Btw, the training scripts have not been an issue ever, while the test scripts seems to be the trouble maker.

AliBuildsAI commented 7 years ago

Yes, the device ID is 0. This is the command I ran: ./experiments/scripts/rgbd_scene_multi_rgbd_test.sh

And here is the inside of rgbd_scene_multi_rgbd_test.sh:

!/bin/bash

set -x set -e

export PYTHONUNBUFFERED="True" export CUDA_VISIBLE_DEVICES=$1

export LD_PRELOAD=/usr/lib/libtcmalloc.so.4

LOG="experiments/logs/rgbd_scene_multirgbd.txt.`date +'%Y-%m-%d%H-%M-%S'`" exec &> >(tee -a "$LOG") echo Logging output to "$LOG"

train FCN for multiple frames

time ./tools/train_net.py --gpu 0 \ --network vgg16 \ --weights data/imagenet_models/vgg16_convs.npy \ --imdb rgbd_scene_train \ --cfg experiments/cfgs/rgbd_scene_multi_rgbd.yml \ --iters 40000

if [ -f $PWD/output/rgbd_scene/rgbd_scene_val/vgg16_fcn_rgbd_multi_frame_rgbd_scene_iter_40000/segmentations.pkl ] then rm $PWD/output/rgbd_scene/rgbd_scene_val/vgg16_fcn_rgbd_multi_frame_rgbd_scene_iter_40000/segmentations.pkl fi

test FCN for multiple frames

time ./tools/test_net.py --gpu 0 \ --network vgg16 \ --model output/rgbd_scene/rgbd_scene_train/vgg16_fcn_rgbd_multi_frame_rgbd_scene_iter_40000.ckpt \ --imdb rgbd_scene_val \ --cfg experiments/cfgs/rgbd_scene_multi_rgbd.yml \ --rig data/RGBDScene/camera.json --kfusion 1

kevinkit commented 7 years ago

have you tried running: ./experiments/scripts/rgbd_scene_multi_rgbd_test.sh 0 instead?

kevinkit commented 7 years ago

maybe try running it with sudo

yuxng commented 7 years ago

The testing code calls the c++ KinectFusion library in Python.
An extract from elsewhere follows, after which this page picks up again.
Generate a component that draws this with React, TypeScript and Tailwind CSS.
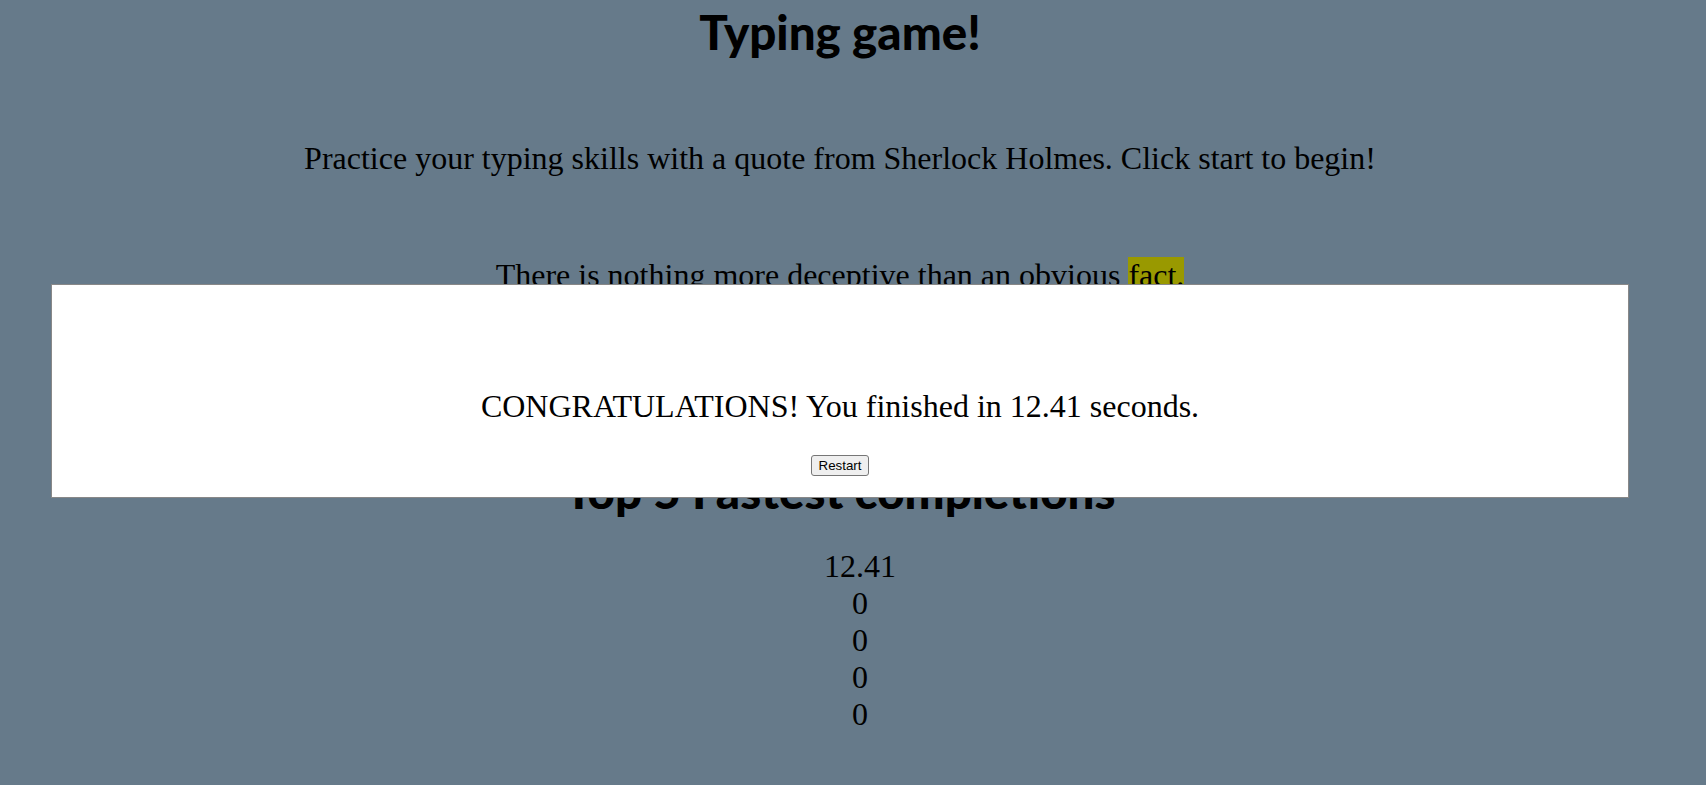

This step is not stable. I also encountered crashes, due to some malloc issue inside python. You can debug by running "gdb --args python ./tools/test_net.py --gpu 0 --network vgg16 --model output/rgbd_scene/rgbd_scene_train/vgg16_fcn_rgbd_multi_frame_rgbd_scene_iter_40000.ckpt --imdb rgbd_scene_val --cfg experiments/cfgs/rgbd_scene_multi_rgbd.yml --rig data/RGBDScene/camera.json", and backtrace to see the problem.
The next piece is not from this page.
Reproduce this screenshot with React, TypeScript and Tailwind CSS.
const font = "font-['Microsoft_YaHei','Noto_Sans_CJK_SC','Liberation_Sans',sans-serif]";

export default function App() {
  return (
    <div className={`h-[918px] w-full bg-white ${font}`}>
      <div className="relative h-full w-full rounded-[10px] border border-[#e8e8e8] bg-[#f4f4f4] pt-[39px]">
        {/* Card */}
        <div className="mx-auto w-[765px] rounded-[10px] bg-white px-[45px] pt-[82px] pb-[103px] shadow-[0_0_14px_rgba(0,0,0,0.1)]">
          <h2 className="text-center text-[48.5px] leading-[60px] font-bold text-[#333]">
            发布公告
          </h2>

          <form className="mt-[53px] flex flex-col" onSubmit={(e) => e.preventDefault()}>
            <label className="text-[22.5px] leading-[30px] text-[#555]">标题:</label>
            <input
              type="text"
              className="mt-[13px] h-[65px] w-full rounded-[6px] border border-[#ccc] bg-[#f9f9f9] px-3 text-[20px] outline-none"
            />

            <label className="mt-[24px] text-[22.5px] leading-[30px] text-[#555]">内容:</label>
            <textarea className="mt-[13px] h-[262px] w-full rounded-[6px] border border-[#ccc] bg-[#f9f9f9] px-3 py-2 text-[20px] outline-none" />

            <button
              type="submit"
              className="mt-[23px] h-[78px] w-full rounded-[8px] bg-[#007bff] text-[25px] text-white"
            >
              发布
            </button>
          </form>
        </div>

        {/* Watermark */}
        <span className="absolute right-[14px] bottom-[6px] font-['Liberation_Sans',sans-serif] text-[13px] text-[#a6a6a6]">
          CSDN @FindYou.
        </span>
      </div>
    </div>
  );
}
AliBuildsAI commented 7 years ago

I ran this and there was no problem, but when I added --kfusion 1 at the end, I encountered this error:

[New Thread 0x7ffe65ffb700 (LWP 8553)] [New Thread 0x7ffe667fc700 (LWP 8554)] [New Thread 0x7ffe67fff700 (LWP 8555)] [New Thread 0x7ffe677fe700 (LWP 8556)] [New Thread 0x7ffe66ffd700 (LWP 8557)] [New Thread 0x7ffe5e22a700 (LWP 8558)] [New Thread 0x7ffe5da29700 (LWP 8559)] [New Thread 0x7ffe5d228700 (LWP 8560)] [New Thread 0x7ffe5ca27700 (LWP 8561)] [New Thread 0x7ffe4ffff700 (LWP 8562)] [New Thread 0x7ffe4f7fe700 (LWP 8563)] [New Thread 0x7ffe4effd700 (LWP 8564)] [New Thread 0x7ffe4e7fc700 (LWP 8565)] [New Thread 0x7ffe4dffb700 (LWP 8566)] [New Thread 0x7ffe4d7fa700 (LWP 8567)]

Thread 1 "python" received signal SIGSEGV, Segmentation fault. __memmove_avx_unaligned () at ../sysdeps/x86_64/multiarch/memcpy-avx-unaligned.S:245 245 ../sysdeps/x86_64/multiarch/memcpy-avx-unaligned.S: No such file or directory. (gdb) quit A debugging session is active.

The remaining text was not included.